Nothing else to say, really...


----------



## Fourstar (19/11/09)

Flash_DG said:


> those were the only 2 beer sets with glasses
> I will have to go look at Dan Murphy's now
> I have a serious lack of decent beer glasses and you seem to only be able to buy those flimsy cheap Pils type glasses anywhere I have looked.
> have seen the headmaster ones but they seem a bit boring.



Check out catering supply stores. I really want to get my hands on a bucketload of US style Straight walled pint glasses.. Purrrfect.


----------



## WHYPSI (19/11/09)

theres a coopers set. 8 beers and 2 glasses in the pack for 25 bucks at dan murphys..... well....theres supposed to be!!! been there 3 days in a row trying to get one and they reakon they didnt get the glasses yet. arg. but i got a Paulaner 1lt tinny with a stein glass


----------



## Flash_DG (19/11/09)

I have a Kaiserdom 1lt Stein I got a few years ago now had a 1lt can in it was a very nice beer but it was also a very hot muggy day.


----------



## white.grant (19/11/09)

I'm liking the look of the La Trappe glass. Very nice.

cheers


grant


----------



## Pollux (19/11/09)

I want that giant Leffe chalice.....

My glass shelve includes 3 steins, 2 half steins, a lowenbrau 330ml chalice, the leffe chalices, the kawak coachmans, a few random branded pints and our wine/champagne glasses.....

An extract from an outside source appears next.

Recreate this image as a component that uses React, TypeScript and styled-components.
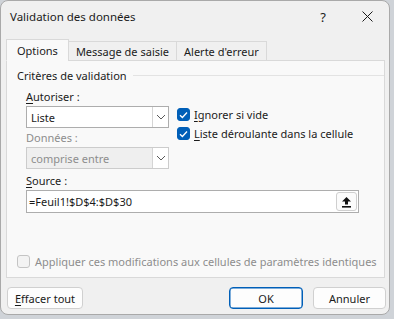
import styled, { createGlobalStyle } from 'styled-components'

const GlobalStyle = createGlobalStyle`
  html, body {
    margin: 0;
    padding: 0;
    background: #cfd3d8;
  }
  body {
    font-family: "Noto Sans", "Open Sans", sans-serif;
    font-size: 11px;
    color: #1b1b1b;
    white-space: nowrap;
  }
`

const Key = styled.span`
  text-decoration: underline;
  text-underline-offset: 2px;
`

const Chevron = () => (
  <svg width="10" height="6" viewBox="0 0 10 6">
    <path d="M1 1 L5 5 L9 1" fill="none" stroke="#5a5a5a" strokeWidth="1" />
  </svg>
)

const Check = () => (
  <svg width="9" height="8" viewBox="0 0 9 8">
    <path d="M1 4.2 L3.4 6.5 L8 1.5" fill="none" stroke="#fff" strokeWidth="1.3" />
  </svg>
)

const UploadIcon = () => (
  <svg width="11" height="12" viewBox="0 0 11 12">
    <path d="M5.5 1 L10 5.6 L7 5.6 L7 8.4 L4 8.4 L4 5.6 L1 5.6 Z" fill="#111" />
    <rect x="1" y="10" width="9" height="1.6" fill="#111" />
  </svg>
)

const CloseIcon = () => (
  <svg width="11" height="11" viewBox="0 0 11 11">
    <path d="M0.5 0.5 L10.5 10.5 M10.5 0.5 L0.5 10.5" stroke="#1b1b1b" strokeWidth="1" />
  </svg>
)

export default function App() {
  return (
    <>
      <GlobalStyle />
      <Page>
        <Dialog>
          <TitleBar>
            <Title>Validation des données</Title>
            <TitleButtons>
              <TitleButton>?</TitleButton>
              <TitleButton><CloseIcon /></TitleButton>
            </TitleButtons>
          </TitleBar>

          <Tabs>
            <Tab active>Options</Tab>
            <Tab>Message de saisie</Tab>
            <Tab>Alerte d'erreur</Tab>
          </Tabs>

          <Panel>
            <GroupHeader>
              <span>Critères de validation</span>
              <GroupLine />
            </GroupHeader>

            <Columns>
              <Column>
                <Label><Key>A</Key>utoriser :</Label>
                <Select>
                  <SelectValue>Liste</SelectValue>
                  <SelectButton><Chevron /></SelectButton>
                </Select>
                <Label disabled>Données :</Label>
                <Select disabled>
                  <SelectValue>comprise entre</SelectValue>
                  <SelectButton><Chevron /></SelectButton>
                </Select>
              </Column>
              <Checks>
                <CheckRow>
                  <Box checked><Check /></Box>
                  <span><Key>I</Key>gnorer si vide</span>
                </CheckRow>
                <CheckRow>
                  <Box checked><Check /></Box>
                  <span><Key>L</Key>iste déroulante dans la cellule</span>
                </CheckRow>
              </Checks>
            </Columns>

            <SourceBlock>
              <Label><Key>S</Key>ource :</Label>
              <SourceInput>
                <span>=Feuil1!$D$4:$D$30</span>
                <PickButton><UploadIcon /></PickButton>
              </SourceInput>
            </SourceBlock>

            <ApplyRow>
              <Box />
              <span>Appliquer ces modifications aux cellules de paramètres identiques</span>
            </ApplyRow>
          </Panel>

          <Footer>
            <Button width={76}><Key>E</Key>ffacer tout</Button>
            <Spacer />
            <Button width={74} primary>OK</Button>
            <Button width={73}>Annuler</Button>
          </Footer>
        </Dialog>
      </Page>
    </>
  )
}

const Page = styled.div`
  width: 394px;
  height: 319px;
  overflow: hidden;
`

const Dialog = styled.div`
  box-sizing: border-box;
  width: 390px;
  height: 315px;
  background: #f0f0f0;
  border: 1px solid #a9a9a9;
  border-radius: 8px;
  display: flex;
  flex-direction: column;
`

const TitleBar = styled.div`
  height: 31px;
  display: flex;
  align-items: center;
  justify-content: space-between;
  padding-left: 9px;
`

const Title = styled.div`
  font-size: 11.5px;
`

const TitleButtons = styled.div`
  display: flex;
  align-items: center;
`

const TitleButton = styled.div`
  width: 44px;
  height: 31px;
  display: flex;
  align-items: center;
  justify-content: center;
  font-size: 13px;
`

const Tabs = styled.div`
  display: flex;
  align-items: flex-end;
  height: 28px;
  padding-left: 5px;
  position: relative;
  z-index: 1;
`

const Tab = styled.div<{ active?: boolean }>`
  box-sizing: border-box;
  height: ${p => (p.active ? 22 : 20)}px;
  padding: 0 ${p => (p.active ? 10 : 7)}px;
  display: flex;
  align-items: center;
  background: ${p => (p.active ? '#f9f9f9' : '#f0f0f0')};
  border: 1px solid #d9d9d9;
  border-bottom: ${p => (p.active ? '1px solid #f9f9f9' : '1px solid #d9d9d9')};
  margin-bottom: -1px;
  margin-right: -1px;
`

const Panel = styled.div`
  box-sizing: border-box;
  margin: 0 4px 0 5px;
  height: 218px;
  background: #f9f9f9;
  border: 1px solid #d9d9d9;
  padding: 6px 0 0 10px;
  display: flex;
  flex-direction: column;
`

const GroupHeader = styled.div`
  display: flex;
  align-items: center;
  gap: 6px;
  height: 16px;
`

const GroupLine = styled.div`
  flex: 1;
  height: 1px;
  background: #e3e3e3;
`

const Columns = styled.div`
  display: flex;
  padding-left: 9px;
  margin-top: 4px;
`

const Column = styled.div`
  display: flex;
  flex-direction: column;
  width: 143px;
`

const Label = styled.div<{ disabled?: boolean }>`
  height: 19px;
  display: flex;
  align-items: center;
  color: ${p => (p.disabled ? '#8d8d8d' : '#1b1b1b')};
`

const Select = styled.div<{ disabled?: boolean }>`
  box-sizing: border-box;
  height: 22px;
  display: flex;
  border: 1px solid ${p => (p.disabled ? '#cccccc' : '#adadad')};
  background: ${p => (p.disabled ? '#efefef' : '#ffffff')};
  color: ${p => (p.disabled ? '#8d8d8d' : '#1b1b1b')};
`

const SelectValue = styled.div`
  flex: 1;
  display: flex;
  align-items: center;
  padding-left: 4px;
`

const SelectButton = styled.div`
  width: 15px;
  border-left: 1px solid #d5d5d5;
  background: #ffffff;
  display: flex;
  align-items: center;
  justify-content: center;
`

const Checks = styled.div`
  display: flex;
  flex-direction: column;
  gap: 6px;
  margin: 21px 0 0 8px;
`

const CheckRow = styled.div`
  display: flex;
  align-items: center;
  gap: 4px;
  height: 13px;
`

const Box = styled.div<{ checked?: boolean }>`
  box-sizing: border-box;
  flex: none;
  width: 13px;
  height: 13px;
  border-radius: 3px;
  display: flex;
  align-items: center;
  justify-content: center;
  background: ${p => (p.checked ? '#005fb8' : '#f3f3f3')};
  border: 1px solid ${p => (p.checked ? '#005fb8' : '#c4c4c4')};
`

const SourceBlock = styled.div`
  display: flex;
  flex-direction: column;
  padding-left: 9px;
  margin-top: 2px;
`

const SourceInput = styled.div`
  box-sizing: border-box;
  width: 333px;
  height: 23px;
  border: 1px solid #adadad;
  background: #ffffff;
  display: flex;
  align-items: center;
  justify-content: space-between;
  padding: 0 1px 0 2px;
`

const PickButton = styled.div`
  box-sizing: border-box;
  width: 21px;
  height: 19px;
  border: 1px solid #cfcfcf;
  border-radius: 3px;
  background: #fbfbfb;
  display: flex;
  align-items: center;
  justify-content: center;
`

const ApplyRow = styled.div`
  display: flex;
  align-items: center;
  gap: 5px;
  margin-top: auto;
  margin-bottom: 8px;
  color: #8d8d8d;
`

const Footer = styled.div`
  display: flex;
  align-items: center;
  gap: 10px;
  padding: 9px 3px 0 6px;
`

const Spacer = styled.div`
  flex: 1;
`

const Button = styled.div<{ width: number; primary?: boolean }>`
  box-sizing: border-box;
  width: ${p => p.width}px;
  height: 22px;
  display: flex;
  align-items: center;
  justify-content: center;
  background: #fdfdfd;
  border-radius: 4px;
  border: 1px solid ${p => (p.primary ? '#005fb8' : '#d0d0d0')};
  box-shadow: ${p => (p.primary ? 'inset 0 0 0 0.5px #005fb8' : 'none')};
`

All the others (everyday middies, schooners, 440ml mugs and pints) live in the keg fridge so keep them cool in the summer heat.


----------



## dpadden (19/11/09)

WHYPSI said:


> theres a coopers set. 8 beers and 2 glasses in the pack for 25 bucks at dan murphys..... well....theres supposed to be!!! been there 3 days in a row trying to get one and they reakon they didnt get the glasses yet. arg. but i got a Paulaner 1lt tinny with a stein glass



sounds good WHYPSI. What sort of glass is it, standard schooner type?


----------



## jimi (19/11/09)

Pollux said:


> I got 4 of the La Trappe ones last year......It's nice to have a full set .....
> 
> 
> I still feel nothing beats my Kwak glass, I love that thing.
> ...



The Kwak glass is novel, but it annoys me h34r: I keep waiting for it to slip out and smash everywhere. May be that says more about my clutzy nature


----------



## dgilks (19/11/09)

I like the look of that La Trappe glass. The Leffe glass is also very cool. Plonk! (our decent bottleshop) in Canberra has one that they use for drawing their weekly raffle prize. It is quite impressive. The other glass that I want but haven't found yet is the Rochefort glass.


----------



## Pennywise (19/11/09)

WHYPSI said:


> theres a coopers set. 8 beers and 2 glasses in the pack for 25 bucks at dan murphys..... well....theres supposed to be!!! been there 3 days in a row trying to get one and they reakon they didnt get the glasses yet. arg. but i got a Paulaner 1lt tinny with a stein glass



Got one of those about 6 months ago, the FIL bought it a Adelaide Airport for me. I didn't tell him, but the pack was actually supposed to have 8 Coopers Vintage's in it with the two glasses, instead it had 0 vintage and 1 of each of their other beers. Think he paid about 80 javas for it :lol: , silly old blind c*nt got ripped. Doesn't bother me though, we're not really on speaking terms ATM, nor do I think we will be again


----------



## WHYPSI (19/11/09)

Paddo said:


> sounds good WHYPSI. What sort of glass is it, standard schooner type?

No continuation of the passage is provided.